Nie wiem dlaczego skusiliśmy się na kabinę prysznicową z hydromasażem. W praktyce okazuje się, że bicze wodne to nie te same bicze, których używa się w SPA, a jedynie słaba ich namiastka przypominająca mocne drapanie po plecach. Problem jest też w przełączaniu się pomiędzy prysznicem a biczami, bo przecież żeby uruchomić bicze, lub przełączyć się pomiędzy biczami a prysznicem, trzeba obrócić się przodem do panelu prysznicowego. Jednak, aby skorzystać z biczy, należy siedzieć do nich tyłem. Przypomina to nieskończoną zabawę w odwracanie się, lub regulację na ślepo 😉 Śmieszne jest też to, że wszystkie zaciski na wężykach od biczy i deszczownicy nie były dokręcone. Musiałem po kolei sprawdzać i dokręcać każdy z nich po tym jak doczytałem się w necie, że to norma. Na plus zasługuje podświetlenie, wentylacja no i radio 😉 przyjemnie się pluskać i słuchać muzy. Do tego trzeba jeszcze dodać, że kabiny z pełnymi obudowami zaczynają się od rozmiaru 90x90cm, więc praktycznie zmieściła się nam „na styk”.
Kabina prysznicowa to DURASAN Niagara.
Montaż WC to było nie lada wyzwanie. Precyzja z jaką musiałem się wykazać, aby jednocześnie umiejscowić śruby, odpływ i dopływ wody, to dopiero był meksyk. Do tego jeszcze musiałem odizolować muszlę od kafelków. Kupiłem swego czasu fajną izolację samoprzylepną na bazie gąbki. Przydała się skutecznie zabezpieczając kafelki przed pęknięciem. Muszla pod zabudowę opiera się przecież na kafelkach, a obciążenie wzrasta kiedy na niej siadamy. Montaż deski sedesowej to był dopiero dramat. Musiałem nieźle nurkować pod sedesem, aby ją dokręcić. Na szczęście udało się.

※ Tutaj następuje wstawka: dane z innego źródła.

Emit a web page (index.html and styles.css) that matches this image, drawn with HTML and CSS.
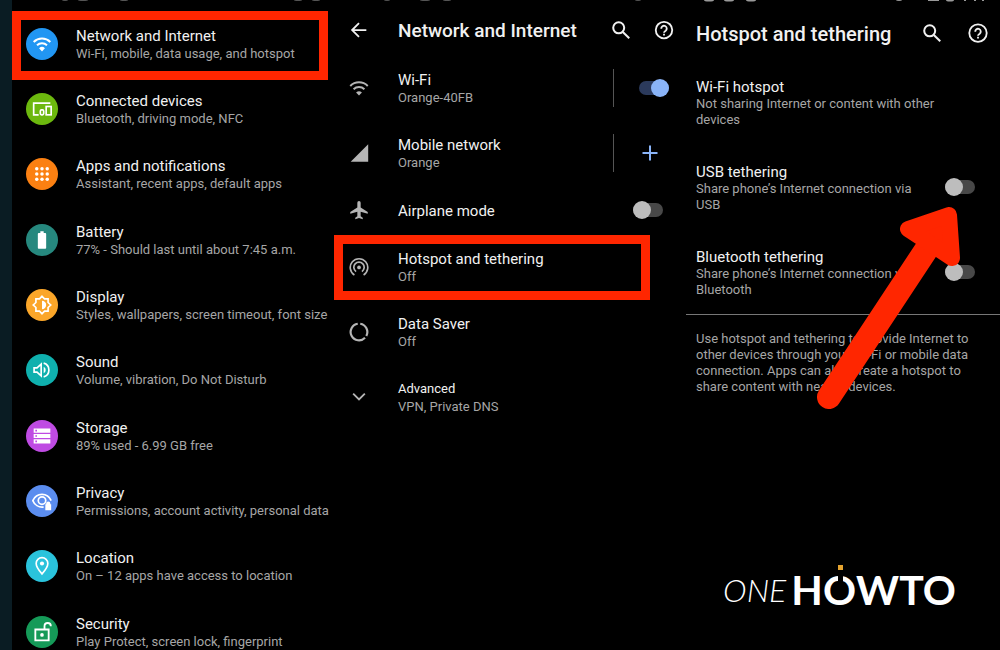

Miska sedesowa to KOŁO Style.
Na koniec szafka z lustrem. Kolejne miejsce gdzie można jeszcze upchać kosmetyki, pasty do zębów itd. Niezastąpiony mebel łazienkowy. Niefortunnie u nas położenie tej szafki wypadło na włączniku oświetlenia lustra i kontaktu. Musiałem niestety wyciąć otwory w tylnej ściance szafki. Z jednej strony to również zaleta, bo przełączniki nie są na wierzchu. Nad szafką zamontowałem oświetlenie halogenowe. Na chwilę obecną raczej mało wykorzystywane, ale może się przydać.
Szafka Uniwersalna ASTOR.
Generalnie te kilka metrów kwadratowych bardzo ładnie rozplanowałem. Można w miarę swobodnie załatwić wszystkie potrzeby i nie czuć jak w klatce.